* _THE TASK_: Wherever a line below holds the word "Output", copy that line.

* _MATERIAL SHOWN_:

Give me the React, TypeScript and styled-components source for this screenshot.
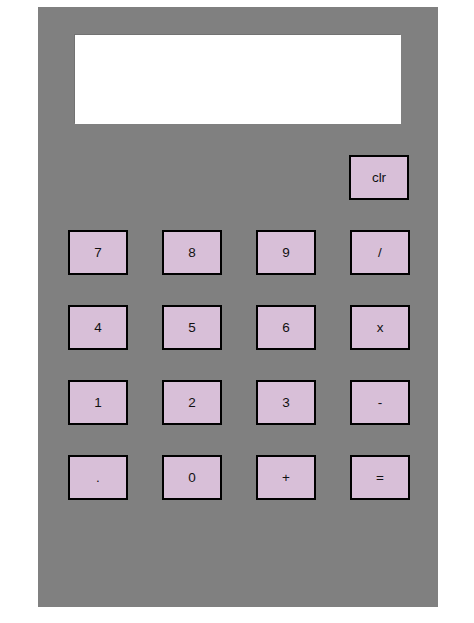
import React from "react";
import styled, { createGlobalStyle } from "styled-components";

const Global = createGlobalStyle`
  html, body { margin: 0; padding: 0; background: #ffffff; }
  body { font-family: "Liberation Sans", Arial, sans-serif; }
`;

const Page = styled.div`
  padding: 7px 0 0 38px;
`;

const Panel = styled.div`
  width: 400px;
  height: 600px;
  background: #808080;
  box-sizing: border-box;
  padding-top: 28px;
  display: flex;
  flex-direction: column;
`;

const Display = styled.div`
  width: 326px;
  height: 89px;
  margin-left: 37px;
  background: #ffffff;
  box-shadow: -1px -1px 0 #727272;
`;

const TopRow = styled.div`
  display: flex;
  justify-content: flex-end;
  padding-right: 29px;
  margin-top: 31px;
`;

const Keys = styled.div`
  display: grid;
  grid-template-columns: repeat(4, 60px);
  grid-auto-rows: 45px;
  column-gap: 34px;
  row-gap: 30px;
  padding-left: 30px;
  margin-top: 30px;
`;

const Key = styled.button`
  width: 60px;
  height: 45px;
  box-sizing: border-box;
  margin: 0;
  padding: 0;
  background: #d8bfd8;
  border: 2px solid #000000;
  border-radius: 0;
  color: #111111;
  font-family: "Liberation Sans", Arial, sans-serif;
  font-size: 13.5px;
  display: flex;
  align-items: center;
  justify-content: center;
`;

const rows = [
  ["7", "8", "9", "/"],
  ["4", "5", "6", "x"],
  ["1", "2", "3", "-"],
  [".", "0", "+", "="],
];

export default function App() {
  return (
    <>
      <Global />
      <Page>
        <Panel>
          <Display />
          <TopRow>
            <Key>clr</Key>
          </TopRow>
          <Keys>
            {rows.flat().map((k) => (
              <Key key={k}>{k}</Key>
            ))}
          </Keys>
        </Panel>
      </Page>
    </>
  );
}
---
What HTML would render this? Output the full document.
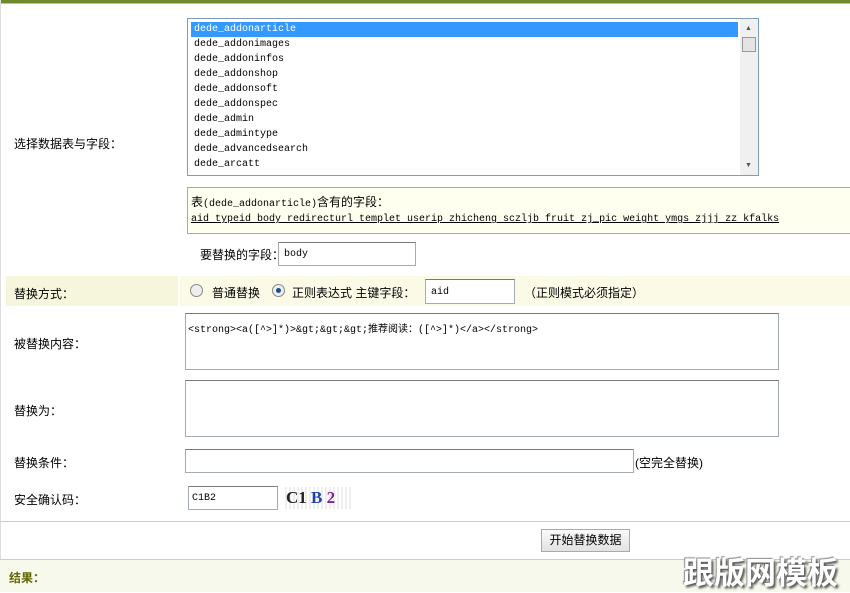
* * *
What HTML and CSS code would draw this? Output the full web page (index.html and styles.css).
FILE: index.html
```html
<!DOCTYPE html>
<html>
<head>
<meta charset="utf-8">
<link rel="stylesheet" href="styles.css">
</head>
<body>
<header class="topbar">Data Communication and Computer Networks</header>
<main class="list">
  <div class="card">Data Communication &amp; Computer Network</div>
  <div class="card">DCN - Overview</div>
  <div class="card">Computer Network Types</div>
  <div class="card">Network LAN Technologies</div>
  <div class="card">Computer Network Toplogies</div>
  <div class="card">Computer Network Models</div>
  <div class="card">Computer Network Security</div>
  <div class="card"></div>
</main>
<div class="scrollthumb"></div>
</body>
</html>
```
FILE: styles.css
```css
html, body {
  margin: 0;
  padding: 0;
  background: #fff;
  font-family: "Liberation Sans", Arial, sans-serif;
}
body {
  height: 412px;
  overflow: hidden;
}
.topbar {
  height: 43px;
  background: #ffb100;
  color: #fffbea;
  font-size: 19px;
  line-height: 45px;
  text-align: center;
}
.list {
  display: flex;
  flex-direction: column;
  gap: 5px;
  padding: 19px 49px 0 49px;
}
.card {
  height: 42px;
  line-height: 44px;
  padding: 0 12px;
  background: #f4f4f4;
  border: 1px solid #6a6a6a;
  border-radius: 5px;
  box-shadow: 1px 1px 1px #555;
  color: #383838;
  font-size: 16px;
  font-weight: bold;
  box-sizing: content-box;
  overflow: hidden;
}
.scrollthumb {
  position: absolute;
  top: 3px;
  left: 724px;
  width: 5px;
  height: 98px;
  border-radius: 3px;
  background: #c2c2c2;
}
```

* _RESPONSE TO THE TASK_:
What HTML would render this? Output the full document.
What HTML and CSS code would draw this? Output the full web page (index.html and styles.css).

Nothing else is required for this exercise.